1. Field
Exemplary embodiments of the present invention relate to a clock generation circuit.
2. Description of the Related Art
As the operation speed of an integrated circuit increases, clocking power consumption and speed bottlenecking become serious issues. In order to solve such problems, the integrated circuit operates at low clock speed and only the I/O circuit operates at high speed. Additionally, the integrated circuit uses multiple internal clocks having multiple phases.
For example, four internal clocks, each of which has a phase difference of 90°, are generated from an external clock. Conducting internal operations using four internal clocks that operate at low-speed alleviates the internal operation speed problems, while the I/O operation speed is still high. The I/O operations are conducted by serialization of the four internal clocks at the input and output of the internal circuit.
The internal clocks having multiple phases can be made by generating two internal clocks having phases of 0° and 90° and generating two internal clocks having phases of 180° and 270°, which are inverted versions of the two former internal clocks. That is, a pair of the internal clocks having phases of 0° and 180° are generated, and the other pair of the internal clocks having phases of 90° and 270° are generated. The phase relationship between the internal clocks should be always maintained.
FIG. 1 is a diagram illustrating a clock generation circuit for generating internal clocks CK1 to CK4 having four difference phases. In FIG. 1, each phase difference among the internal clocks CK1 to CK4 is 90°.
Referring to FIG. 1, the clock generation circuit may include D flip-flops DFF1 and DFF2 and inverters I1 and I2.
The first D flip-flop DFF1 may output a value of an input node D to an output node Q at the rising edge of a reference clock CK. When a reset signal RSTB is enabled, the first D flip-flop DFF1 may low-disable the signal of the output node Q. The output signal of the first D flip-flop DFF1 may be inverted by the inverter I1 and input to the input node D of the first D flip-flop DFF1. In this case, a clock output from the output node Q of the first D flip-flop DFF1 may be the first clock CK1 having a phase of 0°, and a clock input to the input node D of the first D flip-flop DFF1 may be the third clock CK3 having a phase of 180°.

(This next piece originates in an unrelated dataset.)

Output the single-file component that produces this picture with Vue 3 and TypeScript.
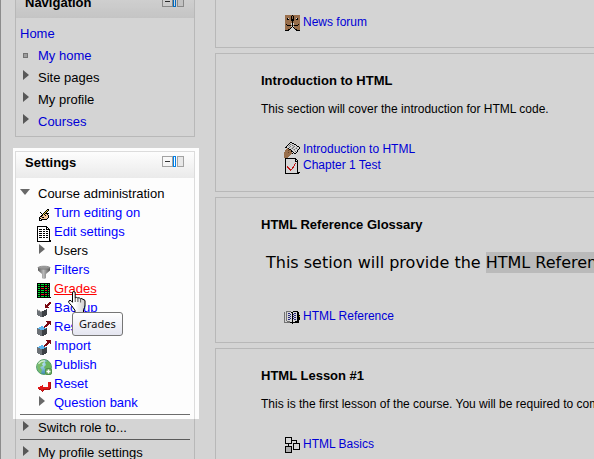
<script setup lang="ts">
import { defineComponent, h } from 'vue'

// One character per pixel; "." is transparent.
const palette: Record<string, string> = {
  k: '#000000', w: '#ffffff', b: '#b5835a', t: '#f3c799', y: '#e8d040', g: '#00e030',
  r: '#e01818', d: '#7c0a12', s: '#888888', l: '#cfcfcf', c: '#5ab4ee', n: '#3d4145',
  m: '#6c7176', a: '#b9b9b9', u: '#303098', o: '#7a5030', e: '#b01010',
}

const bitmaps: Record<string, string[]> = {
  forum: [
    '.bbbbbbbkbbbbbbb',
    '.bbbbbbkbkbbbbbb',
    '.bbbbbbkbkbbbbbb',
    '.bbkwbbkbkbbwkbb',
    '.bbkkbbkkkbbkkbb',
    '.bbbbbbkkkbbbbbb',
    '.bbbbbbbkbbbbbbb',
    '.bbbbbbbkbbbbbbb',
    '.bbbbbbwkwbbbbbb',
    '.bkbbbbwkwbbbbkb',
    '.bbkkkkbkbkkkkbb',
    '.bbbbbbwkwbbbbbb',
    '.bbbbbbk.kbbbbbb',
    '.bbbbbk...kbbbbb',
    '.bbbkk.....kkbbb',
    '.kkkk.......kkkk',
  ],
  page: [
    '......kk........',
    '.....kwwkk......',
    '....kwslwwkk....',
    '...kwswwslwwk...',
    '..kwlwswwlswwkk.',
    '.kkwwswwlswwlwwk',
    '...bkwwlswwlswwk',
    '..bbbkkwwlswwlk.',
    '.bbbobbkwwlwwk..',
    '.bbbbbbkkwwswk..',
    'bbbbobbb.kwwk...',
    'bbbbbbbbk.kk....',
    'bbbbbbb.........',
    'bbbbbb..........',
    'bbbbb...........',
    'bbbb............',
  ],
  quiz: [
    '.kkkkkkkkkkk....',
    '.kwwwwwwwwwkk...',
    '.kwwwwwwwwwkwk..',
    '.kwwwwwwwwwkkk..',
    '.kwwwwwwwwwwwk..',
    '.kwwwwwwwwwrwk..',
    '.kwwwwwwwwrwwk..',
    '.kwwwwwwwwrwwk..',
    '.kwrwwwwwrwwwk..',
    '.kwrrwwwrrwwwk..',
    '.kwwrrwwrwwwwk..',
    '.kwwwrrrwwwwwk..',
    '.kwwwwrwwwwwwk..',
    '.kwwwwwwwwwwwk..',
    '.kwwwwwwwwwwwkkk',
    '.kkkkkkkkkkkkkk.',
  ],
  glossary: [
    '................',
    '................',
    '..sssss..kkkkk..',
    's.swwwwkkwwwwkk.',
    's.swuuwwkwuuwkk.',
    's.swwwuwkuwwwkk.',
    's.swuuwwkwuuwkkk',
    's.swwwuwkuwwwkky',
    's.swuuwwkwuuwkkk',
    's.swwwuwkuwwwkkk',
    's.swuuwwkwuuwkkk',
    's.swwwwwkwwwwkk.',
    's..ssswwkwwkkkk.',
    'sssssskkkkkkkkk.',
    '........k.......',
    '................',
  ],
  lesson: [
    '.kkkkkkk........',
    '.kwwwwwk........',
    '.kwwwwwk........',
    '.kwwwwwkkkkkk...',
    '.kwwwwwk....k...',
    '.kwwwwwk....k...',
    '.kkkkkkk.kkkkkkk',
    '....k....kwwwwwk',
    '....k....kwwwwwk',
    '.kkkkkkk.kwwwwwk',
    '.klllllk.kwwwwwk',
    '.klllllk.kwwwwwk',
    '.klllllk.kkkkkkk',
    '.klllllk........',
    '.klllllk........',
    '.kkkkkkk........',
  ],
  edit: [
    '................',
    '................',
    '...........kk...',
    '..........kyk...',
    '.........kyk....',
    '....k...kyk.....',
    '.....k.kykkkk...',
    '......kykttk....',
    '.....kkttkttk...',
    '....kkttttttk...',
    '...kttkkttttk...',
    '...kkttttttk....',
    '...k.kkkkkk.....',
    '...kkk..........',
    '................',
    '................',
  ],
  document: [
    '.kkkkkkkkkk.....',
    '.kwwwwwwwwkk....',
    '.kwwwwwwwwkwk...',
    '.kwkkkwkkwkkkk..',
    '.kwwwwwwwwwwwk..',
    '.kwkkkwkkwkkwk..',
    '.kwwwwwwwwwwwk..',
    '.kwkkkwkkwkkwk..',
    '.kwwwwwwwwwwwk..',
    '.kwkkkwkkwkkwk..',
    '.kwwwwwwwwwwwk..',
    '.kwkkkwkkwkkwk..',
    '.kwwwwwwwwwwwk..',
    '.kwwwwwwwwwwwk..',
    '.kwwwwwwwwwwwkk.',
    '.kkkkkkkkkkkkkk.',
  ],
  grades: [
    '.kkkkkkkkkkkkk..',
    '.kggkgggkggkgk..',
    '.kkkkkkkkkkkkk..',
    '.kggkgggkrrkgk..',
    '.kkkkkkkkkkkkk..',
    '.kggkrrrkggkrk..',
    '.kkkkkkkkkkkkk..',
    '.kggkgggkrrkgk..',
    '.kkkkkkkkkkkkk..',
    '.kggkgggkggkgk..',
    '.kkkkkkkkkkkkk..',
    '.kggkrrrkrrkgk..',
    '.kkkkkkkkkkkkk..',
    '.kggkgggkggkgk..',
    '.kkkkkkkkkkkkkk.',
    '................',
  ],
  backup: [
    '.............dd.',
    '............ddd.',
    '.........d.ddd..',
    '.........dddd...',
    '.........ddd....',
    '.....ww..dddd...',
    '...wwwwww.......',
    '.awwwwwwwwn.....',
    '.maawwwwnnn.....',
    '.mmmaannnnn.....',
    '.mmmmmnnnnn.....',
    '.mmmmmnnnnn.....',
    '.mmmmmnnnnn.....',
    '..mmmmnnnn......',
    '....mmnn........',
    '................',
  ],
  restore: [
    '..........ddddd.',
    '...........dddd.',
    '...........dddd.',
    '..........ddd.d.',
    '.........ddd....',
    '.....cc.ddd.....',
    '...cccccd.......',
    '.mccccccccn.....',
    '.mmmccccnnn.....',
    '.mmmmmnnnnn.....',
    '.mmmmmnnnnn.....',
    '.mmmmmnnnnn.....',
    '.mmmmmnnnnn.....',
    '..mmmmnnnn......',
    '....mmnn........',
    '................',
  ],
  reset: [
    '................',
    '................',
    '................',
    '................',
    '............rre.',
    '............rre.',
    '............rre.',
    '......r.....rre.',
    '....rrr.....rre.',
    '..rrrrrrrrrrrre.',
    '..rrrrrrrrrrree.',
    '...eerreeeeeee..',
    '.....ere........',
    '......e.........',
    '................',
    '................',
  ],
}

const PixelIcon = defineComponent({
  props: { name: { type: String, required: true } },
  setup(props) {
    return () => {
      const paths: Record<string, string> = {}
      bitmaps[props.name].forEach((row, y) => {
        for (let x = 0; x < row.length; x++) {
          if (row[x] !== '.') paths[row[x]] = (paths[row[x]] ?? '') + `M${x} ${y}h1v1h-1z`
        }
      })
      return h(
        'svg',
        { viewBox: '0 0 16 16', width: 16, height: 16, 'shape-rendering': 'crispEdges', 'aria-hidden': 'true' },
        Object.entries(paths).map(([key, d]) => h('path', { d, fill: palette[key] })),
      )
    }
  },
})

interface Item { label: string; icon: string }
interface Section { title: string; text?: string; large?: boolean; items: Item[] }

const adminItems: Item[] = [
  { label: 'Turn editing on', icon: 'edit' },
  { label: 'Edit settings', icon: 'document' },
  { label: 'Users', icon: 'arrow' },
  { label: 'Filters', icon: 'filter' },
  { label: 'Grades', icon: 'grades' },
  { label: 'Backup', icon: 'backup' },
  { label: 'Restore', icon: 'restore' },
  { label: 'Import', icon: 'restore' },
  { label: 'Publish', icon: 'publish' },
  { label: 'Reset', icon: 'reset' },
  { label: 'Question bank', icon: 'arrow' },
]

const sections: Section[] = [
  {
    title: 'Introduction to HTML',
    text: 'This section will cover the introduction for HTML code.',
    items: [{ label: 'Introduction to HTML', icon: 'page' }, { label: 'Chapter 1 Test', icon: 'quiz' }],
  },
  { title: 'HTML Reference Glossary', large: true, items: [{ label: 'HTML Reference', icon: 'glossary' }] },
  {
    title: 'HTML Lesson #1',
    text: 'This is the first lesson of the course. You will be required to complete',
    items: [{ label: 'HTML Basics', icon: 'lesson' }],
  },
]
</script>

<template>
  <div class="page">
    <aside class="sidebar">
      <nav class="block navigation">
        <header class="block-header">
          <h2>Navigation</h2>
          <div class="block-controls">
            <button class="collapse" type="button" aria-label="Hide Navigation block"></button>
            <button class="dock" type="button" aria-label="Dock Navigation block"></button>
          </div>
        </header>
        <ul class="nav-list">
          <li class="nav-root"><a href="#">Home</a></li>
          <li><i class="bullet"></i><a href="#">My home</a></li>
          <li><i class="arrow"></i><button class="node" type="button">Site pages</button></li>
          <li><i class="arrow"></i><button class="node" type="button">My profile</button></li>
          <li><i class="arrow"></i><a href="#">Courses</a></li>
        </ul>
      </nav>

      <section class="block settings">
        <div class="spotlight">
          <header class="block-header">
            <h2>Settings</h2>
            <div class="block-controls">
              <button class="collapse" type="button" aria-label="Hide Settings block"></button>
              <button class="dock" type="button" aria-label="Dock Settings block"></button>
            </div>
          </header>
          <div class="admin-root"><i class="arrow-down"></i><button class="node" type="button">Course administration</button></div>
          <ul class="admin-list">
            <li v-for="item in adminItems" :key="item.label">
              <span class="icon-cell">
                <i v-if="item.icon === 'arrow'" class="arrow"></i>
                <svg v-else-if="item.icon === 'filter'" viewBox="0 0 16 16" width="16" height="16" aria-hidden="true">
                  <defs>
                    <linearGradient id="funnel"><stop offset="0" stop-color="#555" /><stop offset=".45" stop-color="#bbb" /><stop offset="1" stop-color="#555" /></linearGradient>
                  </defs>
                  <path d="M2 3.500v3L6 10v4l1 .8h2l1-.8v-4l4-3.500v-3z" fill="url(#funnel)" />
                  <ellipse cx="8" cy="3.700" rx="6" ry="1.500" fill="#999" stroke="#777" stroke-width=".7" />
                </svg>
                <svg v-else-if="item.icon === 'publish'" viewBox="0 0 16 16" width="16" height="16" aria-hidden="true">
                  <defs>
                    <radialGradient id="sea" cx=".4" cy=".3" r=".7"><stop offset="0" stop-color="#b9e3ef" /><stop offset="1" stop-color="#3a87b0" /></radialGradient>
                  </defs>
                  <circle cx="8" cy="8" r="7.400" fill="url(#sea)" stroke="#54a060" />
                  <path d="M1.200 6Q3 1.500 7 1.300L8 3 6 5l1 2-3 1 2 3-1 3.500Q1 12 1.200 6z" fill="#79bd69" />
                  <path d="M9 3l3-1q4 4 3 8l-3-1-3 1-1-2 2-2z" fill="#6ab45e" />
                  <path d="M2.500 5Q5 1.500 9 2" fill="none" stroke="#d5eed1" stroke-width="1.200" />
                  <rect x="9.500" y="9.500" width="6" height="6" rx="1.500" fill="#6aaa5e" stroke="#4f914b" />
                  <path d="M12.500 10.500v4M10.500 12.500h4" stroke="#fff" stroke-width="1.400" />
                </svg>
                <PixelIcon v-else :name="item.icon" />
              </span>
              <button v-if="item.icon === 'arrow' && item.label === 'Users'" class="node" type="button">{{ item.label }}</button>
              <span v-else-if="item.label === 'Grades'" class="hovered">
                <a href="#" aria-describedby="grades-tip">{{ item.label }}</a>
                <svg class="pointer" viewBox="0 0 18 22" width="18" height="22" aria-hidden="true">
                  <defs>
                    <linearGradient id="glove"><stop offset=".4" stop-color="#fff" /><stop offset="1" stop-color="#ccc" /></linearGradient>
                  </defs>
                  <path
                    d="M4.500 2q0-1.500 1.300-1.500T7.200 2v5q1.300-1.200 2.600 0 1.500-.8 2.600.7 1.700-.7 2.600.8 1.700-.3 2 1.500v4q0 2.500-1.500 4.500v3H7v-2.200L3.500 14.500.8 11.500Q.3 9.500 2 9.300q1.300.2 2.500 2z"
                    fill="url(#glove)" stroke="#000" stroke-linejoin="round"
                  />
                  <path d="M7.200 7v4M9.900 7.500V11M12.600 8v3.500" fill="none" stroke="#555" />
                </svg>
                <span id="grades-tip" class="tooltip" role="tooltip">Grades</span>
              </span>
              <a v-else href="#">{{ item.label }}</a>
            </li>
          </ul>
        </div>
        <div class="settings-row"><i class="arrow"></i><button class="node" type="button">Switch role to...</button></div>
        <div class="settings-row"><i class="arrow"></i><button class="node" type="button">My profile settings</button></div>
      </section>
    </aside>

    <main class="course">
      <section class="topic general">
        <ul class="activities">
          <li><PixelIcon name="forum" /><a href="#">News forum</a></li>
        </ul>
      </section>
      <section v-for="section in sections" :key="section.title" class="topic">
        <h3>{{ section.title }}</h3>
        <p v-if="section.large" class="summary-large">This setion will provide the <mark>HTML Reference</mark></p>
        <p v-else class="summary">{{ section.text }}</p>
        <ul class="activities">
          <li v-for="item in section.items" :key="item.label"><PixelIcon :name="item.icon" /><a href="#">{{ item.label }}</a></li>
        </ul>
      </section>
    </main>
  </div>
</template>

<style>
body {
  overflow: hidden;
  background: #fdfdfd;
}
</style>

<style scoped>
.page {
  display: flex;
  gap: 20px;
  height: 100vh;
  box-sizing: border-box;
  padding-left: 14px;
  border-left: 1px solid #8c8c8c;
  overflow: hidden;
  color: #000;
  font: 13px/19px "Liberation Sans", Arial, sans-serif;
}
h2, h3, p, ul { margin: 0; padding: 0; }
ul { list-style: none; }
a { color: #0000ff; text-decoration: none; }
button { margin: 0; padding: 0; border: 0; background: none; color: inherit; font: inherit; line-height: inherit; text-align: left; cursor: pointer; }
svg { display: block; flex: none; }

.sidebar { flex: 0 0 180px; margin-top: -9px; }
.block { border: 1px solid #dcdcdc; }
.navigation { margin-bottom: 14px; }
.block-header {
  display: flex;
  justify-content: space-between;
  align-items: flex-start;
  height: 23px;
  padding: 3px 10px 0 9px;
  background: linear-gradient(#fdfdfd, #eaeaea);
}
h2 { font-size: 13px; line-height: 15px; }
.block-controls { display: flex; padding-top: 1px; }
.block-controls button { position: relative; box-sizing: border-box; height: 11px; }
.collapse { width: 11px; border: 1px solid #a2a2a2; }
.collapse::after { content: ""; position: absolute; left: 2px; top: 4px; width: 5px; height: 1px; background: #333; }
.dock { width: 11px; background: linear-gradient(#a2a2a2, #a2a2a2) 4px 0 / 7px 11px no-repeat; }
.dock::before { content: ""; position: absolute; left: 0; top: 0; box-sizing: border-box; width: 3px; height: 11px; border: 1px solid #0080e8; background: #fff; }
.dock::after { content: ""; position: absolute; left: 5px; top: 1px; width: 5px; height: 9px; background: #e8e8e8; }

.nav-list { padding: 4px; }
.nav-list li { display: flex; height: 22px; line-height: 23px; padding-left: 3px; }
.nav-list .nav-root { padding-left: 0; }
.arrow { flex: none; width: 0; height: 0; border-left: 6px solid #696969; border-top: 5px solid transparent; border-bottom: 5px solid transparent; }
.nav-list .arrow { margin: 4px 9px 0 0; }
.bullet { box-sizing: border-box; width: 5px; height: 5px; margin: 9px 10px 0 0; border: 1px solid #888; background: #bbb; }

.spotlight { position: relative; }
.spotlight::after {
  content: "";
  position: absolute;
  z-index: 2;
  inset: -4px -5px -5px -3px;
  box-shadow: 0 0 0 2000px rgba(0, 0, 0, .16);
  pointer-events: none;
}
.admin-root { display: flex; padding: 6px 0 0 4px; }
.arrow-down { width: 0; height: 0; margin: 5px 8px 0 0; border-top: 6px solid #696969; border-left: 5px solid transparent; border-right: 5px solid transparent; }
.admin-list { padding: 0 0 2px 20px; }
.admin-list li { display: flex; gap: 2px; height: 19px; }
.icon-cell { width: 16px; padding-top: 4px; }
.icon-cell .arrow { display: block; margin: -1px 0 0 3px; }
.hovered { position: relative; }
.hovered a { color: #f00; text-decoration: underline; }
.pointer { position: absolute; z-index: 3; left: 14px; top: 12px; }
.tooltip {
  position: absolute;
  z-index: 4;
  left: 18px;
  top: 33px;
  padding: 2px 6px 3px;
  border: 1px solid #767676;
  border-radius: 3px;
  background: linear-gradient(#fff, #e4e5f0);
  color: #111;
  font: 11px/17px "Noto Sans", sans-serif;
}
.settings-row { display: flex; height: 24px; margin: 0 4px; padding-left: 3px; border-top: 1px solid #6c6c6c; line-height: 26px; }
.settings-row .arrow { margin: 6px 9px 0 0; }

.course { flex: 1; min-width: 0; font-size: 12px; }
.topic { margin-bottom: 5px; padding: 18px 0 17px 45px; border: 1px solid #dcdcdc; border-right: 0; white-space: nowrap; overflow: hidden; }
.topic.general { padding-top: 15px; padding-bottom: 16px; border-top: 0; }
h3 { font-size: 13px; line-height: 18px; }
.summary { margin: 11px 0 25px; line-height: 16px; }
.summary-large { margin: 18px 0 36px 5px; font: 16px/21px "DejaVu Sans", Verdana, sans-serif; }
mark { display: inline-block; background: #dedede; color: inherit; }
.activities { padding-left: 23px; }
.activities li { display: flex; gap: 3px; height: 16px; line-height: 14px; }
</style>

The second D flip-flop DFF2 may output a value of an input node D to an output node Q at the rising edge of a reference inversion clock CKB. The reference inversion clock CKB may have the opposite phase to the clock CK. When the reference reset signal RSTB is enabled, the second D flip-flop DFF2 may low-disable the signal of the output node Q. The signal output to the output node Q of the second D flip-flop DFF2 may be inverted by the inverter I2 and input to the input node D of the second D flip-flop DFF2. In this case, a clock output from the output node Q of the second D flip-flop DFF2 may be the second clock CK2 having a phase of 90°, and a clock input to the input node D may be the fourth clock CK4 having a phase of 270°.
In order for the integrated circuit to operate, the first to fourth clocks CK1 to CK4 generated by the clock generation circuit of FIG. 1 need to have a constant phase relationship.
FIG. 2 is a diagram illustrating problems which may occur in the clock generation circuit of FIG. 1.
As illustrated in FIG. 2, it is assumed that at time point A the duty ratios of the reference clock CK and the reference inversion clock CKB are distorted due to noise generated in the integrated circuit. The distortion makes the first clock CK1 fail to toggle at time point T1, when it is supposed to. However, the second clock CK2 has shifted properly at time point T2, and thus the first to fourth clocks CK1 to CK4 have mismatched phase relationships as illustrated in FIG. 2. That is, the first to fourth clocks CK1 to CK4 have phases of 90°, 270°, 0°, and 180°. With the Internal clocks CK1 to CK4 having mismatched phase relationships, the integrated circuit cannot operate properly.